Instructions for the task:
Which lines in the material below contain the word "this"? Copy each of them.

Stored data:
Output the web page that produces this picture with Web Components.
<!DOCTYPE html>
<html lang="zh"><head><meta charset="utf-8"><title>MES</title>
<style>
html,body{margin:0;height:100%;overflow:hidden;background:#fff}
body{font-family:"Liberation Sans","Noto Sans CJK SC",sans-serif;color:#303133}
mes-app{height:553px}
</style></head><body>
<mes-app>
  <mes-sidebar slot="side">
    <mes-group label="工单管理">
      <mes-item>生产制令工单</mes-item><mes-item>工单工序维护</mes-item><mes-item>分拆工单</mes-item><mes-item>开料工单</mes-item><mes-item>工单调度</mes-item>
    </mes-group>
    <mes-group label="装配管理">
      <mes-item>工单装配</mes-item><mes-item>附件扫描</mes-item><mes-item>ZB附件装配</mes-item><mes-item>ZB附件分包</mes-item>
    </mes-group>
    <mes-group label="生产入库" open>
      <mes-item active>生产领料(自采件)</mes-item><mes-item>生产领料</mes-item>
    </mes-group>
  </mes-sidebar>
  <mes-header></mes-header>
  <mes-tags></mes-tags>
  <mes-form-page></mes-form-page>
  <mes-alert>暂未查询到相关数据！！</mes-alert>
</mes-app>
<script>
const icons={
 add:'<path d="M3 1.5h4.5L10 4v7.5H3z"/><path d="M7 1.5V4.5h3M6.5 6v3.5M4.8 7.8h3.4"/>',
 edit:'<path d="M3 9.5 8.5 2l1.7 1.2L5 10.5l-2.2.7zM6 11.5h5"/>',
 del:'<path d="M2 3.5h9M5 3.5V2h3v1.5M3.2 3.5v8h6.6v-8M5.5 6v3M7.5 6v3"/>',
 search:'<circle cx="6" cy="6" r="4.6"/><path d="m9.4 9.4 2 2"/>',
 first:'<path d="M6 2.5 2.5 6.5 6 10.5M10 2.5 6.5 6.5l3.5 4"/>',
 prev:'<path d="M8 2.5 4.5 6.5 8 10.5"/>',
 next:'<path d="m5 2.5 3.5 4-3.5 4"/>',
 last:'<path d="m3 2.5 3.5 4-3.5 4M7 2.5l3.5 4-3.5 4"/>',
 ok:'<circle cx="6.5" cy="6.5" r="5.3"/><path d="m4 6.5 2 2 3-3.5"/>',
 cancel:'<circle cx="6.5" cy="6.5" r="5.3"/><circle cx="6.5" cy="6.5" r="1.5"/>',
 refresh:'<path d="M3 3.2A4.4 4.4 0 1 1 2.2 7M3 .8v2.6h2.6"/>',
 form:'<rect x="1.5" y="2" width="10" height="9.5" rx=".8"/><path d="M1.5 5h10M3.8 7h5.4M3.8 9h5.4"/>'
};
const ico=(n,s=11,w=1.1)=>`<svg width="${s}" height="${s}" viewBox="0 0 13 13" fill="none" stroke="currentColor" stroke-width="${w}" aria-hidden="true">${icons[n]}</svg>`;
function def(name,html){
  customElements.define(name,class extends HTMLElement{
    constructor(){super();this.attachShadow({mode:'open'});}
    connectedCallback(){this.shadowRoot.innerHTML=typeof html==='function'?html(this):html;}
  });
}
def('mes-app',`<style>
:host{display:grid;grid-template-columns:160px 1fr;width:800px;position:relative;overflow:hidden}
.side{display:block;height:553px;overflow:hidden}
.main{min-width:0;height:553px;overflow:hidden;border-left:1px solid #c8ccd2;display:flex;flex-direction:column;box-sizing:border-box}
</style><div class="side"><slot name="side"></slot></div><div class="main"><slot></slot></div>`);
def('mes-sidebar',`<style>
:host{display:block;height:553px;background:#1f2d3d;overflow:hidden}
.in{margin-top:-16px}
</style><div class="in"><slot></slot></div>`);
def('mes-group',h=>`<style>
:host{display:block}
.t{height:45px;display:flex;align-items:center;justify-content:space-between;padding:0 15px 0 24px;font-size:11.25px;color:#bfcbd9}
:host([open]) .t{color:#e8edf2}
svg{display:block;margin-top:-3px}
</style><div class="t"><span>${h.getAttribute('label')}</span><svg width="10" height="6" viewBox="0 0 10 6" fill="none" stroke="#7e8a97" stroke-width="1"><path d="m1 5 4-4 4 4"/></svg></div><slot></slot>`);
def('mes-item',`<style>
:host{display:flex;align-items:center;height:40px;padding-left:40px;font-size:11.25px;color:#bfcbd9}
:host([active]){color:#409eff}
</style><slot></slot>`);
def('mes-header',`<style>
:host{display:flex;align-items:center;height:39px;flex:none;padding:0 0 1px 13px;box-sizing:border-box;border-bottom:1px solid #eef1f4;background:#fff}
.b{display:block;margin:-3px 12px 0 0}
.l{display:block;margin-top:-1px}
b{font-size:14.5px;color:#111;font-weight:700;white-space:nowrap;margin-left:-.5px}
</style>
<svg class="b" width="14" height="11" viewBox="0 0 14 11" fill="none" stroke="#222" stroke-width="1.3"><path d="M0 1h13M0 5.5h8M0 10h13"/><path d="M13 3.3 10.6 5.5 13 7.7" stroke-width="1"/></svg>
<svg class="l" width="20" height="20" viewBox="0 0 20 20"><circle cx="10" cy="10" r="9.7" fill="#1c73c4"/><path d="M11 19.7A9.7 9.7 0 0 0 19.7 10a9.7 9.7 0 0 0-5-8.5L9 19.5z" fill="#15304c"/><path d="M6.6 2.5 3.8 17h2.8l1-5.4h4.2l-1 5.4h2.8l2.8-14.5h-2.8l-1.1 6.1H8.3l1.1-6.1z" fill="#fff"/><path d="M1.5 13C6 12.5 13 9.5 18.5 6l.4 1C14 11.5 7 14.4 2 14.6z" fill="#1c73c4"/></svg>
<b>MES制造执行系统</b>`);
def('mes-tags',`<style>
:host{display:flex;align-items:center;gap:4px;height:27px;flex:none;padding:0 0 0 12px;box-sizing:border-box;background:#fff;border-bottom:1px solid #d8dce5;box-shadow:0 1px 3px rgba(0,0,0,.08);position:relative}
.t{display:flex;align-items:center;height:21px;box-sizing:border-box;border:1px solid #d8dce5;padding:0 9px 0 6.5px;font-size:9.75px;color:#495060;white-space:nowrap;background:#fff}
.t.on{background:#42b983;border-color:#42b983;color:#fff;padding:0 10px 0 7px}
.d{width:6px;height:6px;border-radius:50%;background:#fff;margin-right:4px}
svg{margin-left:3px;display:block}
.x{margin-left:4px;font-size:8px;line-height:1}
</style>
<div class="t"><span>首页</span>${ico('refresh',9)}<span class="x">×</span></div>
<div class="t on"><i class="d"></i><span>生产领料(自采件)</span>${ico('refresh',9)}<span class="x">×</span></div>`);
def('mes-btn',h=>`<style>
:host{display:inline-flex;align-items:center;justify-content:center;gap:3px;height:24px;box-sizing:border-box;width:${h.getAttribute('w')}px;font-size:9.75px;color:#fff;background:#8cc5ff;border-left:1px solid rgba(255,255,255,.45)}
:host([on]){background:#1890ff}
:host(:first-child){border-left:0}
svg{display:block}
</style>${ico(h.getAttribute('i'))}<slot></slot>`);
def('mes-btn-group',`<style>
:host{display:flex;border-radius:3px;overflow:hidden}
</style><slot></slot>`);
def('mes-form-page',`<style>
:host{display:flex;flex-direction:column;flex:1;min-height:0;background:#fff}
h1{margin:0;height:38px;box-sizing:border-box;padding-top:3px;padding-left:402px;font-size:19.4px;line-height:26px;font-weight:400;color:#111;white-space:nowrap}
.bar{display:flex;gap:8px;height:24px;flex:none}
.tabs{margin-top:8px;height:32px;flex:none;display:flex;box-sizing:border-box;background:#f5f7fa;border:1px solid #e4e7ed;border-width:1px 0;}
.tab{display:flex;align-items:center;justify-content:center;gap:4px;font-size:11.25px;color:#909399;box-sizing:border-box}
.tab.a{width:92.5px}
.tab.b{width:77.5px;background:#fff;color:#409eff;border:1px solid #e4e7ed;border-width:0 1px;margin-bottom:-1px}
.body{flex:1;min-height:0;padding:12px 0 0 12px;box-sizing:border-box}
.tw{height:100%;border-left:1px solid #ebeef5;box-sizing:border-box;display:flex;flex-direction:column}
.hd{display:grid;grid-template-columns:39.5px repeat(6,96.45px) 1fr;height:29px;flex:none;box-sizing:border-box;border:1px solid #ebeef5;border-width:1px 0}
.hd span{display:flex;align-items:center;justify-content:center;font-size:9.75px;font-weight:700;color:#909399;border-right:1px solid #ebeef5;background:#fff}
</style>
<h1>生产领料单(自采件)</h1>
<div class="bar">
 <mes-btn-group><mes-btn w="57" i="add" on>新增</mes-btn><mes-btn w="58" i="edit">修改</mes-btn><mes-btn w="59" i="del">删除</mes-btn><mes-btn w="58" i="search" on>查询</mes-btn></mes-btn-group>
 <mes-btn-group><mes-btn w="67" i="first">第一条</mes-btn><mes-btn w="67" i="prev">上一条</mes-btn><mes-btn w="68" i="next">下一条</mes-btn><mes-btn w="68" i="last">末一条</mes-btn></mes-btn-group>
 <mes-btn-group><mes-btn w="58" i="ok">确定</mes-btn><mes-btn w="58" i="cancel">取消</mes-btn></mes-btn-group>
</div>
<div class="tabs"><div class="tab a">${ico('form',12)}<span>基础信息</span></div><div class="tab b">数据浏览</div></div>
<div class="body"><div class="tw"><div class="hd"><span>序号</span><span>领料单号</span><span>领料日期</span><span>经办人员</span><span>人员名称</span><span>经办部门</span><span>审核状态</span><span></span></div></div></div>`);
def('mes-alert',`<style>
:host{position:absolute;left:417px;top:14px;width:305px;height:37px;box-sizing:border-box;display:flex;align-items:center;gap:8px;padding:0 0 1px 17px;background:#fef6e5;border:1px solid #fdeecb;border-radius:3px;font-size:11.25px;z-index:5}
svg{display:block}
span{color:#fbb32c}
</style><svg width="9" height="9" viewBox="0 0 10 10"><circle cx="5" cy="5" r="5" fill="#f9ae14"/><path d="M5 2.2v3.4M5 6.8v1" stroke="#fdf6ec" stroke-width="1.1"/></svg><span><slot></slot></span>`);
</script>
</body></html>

Task result:
Output the web page that produces this picture with Web Components.
    constructor(){super();this.attachShadow({mode:'open'});}
    connectedCallback(){this.shadowRoot.innerHTML=typeof html==='function'?html(this):html;}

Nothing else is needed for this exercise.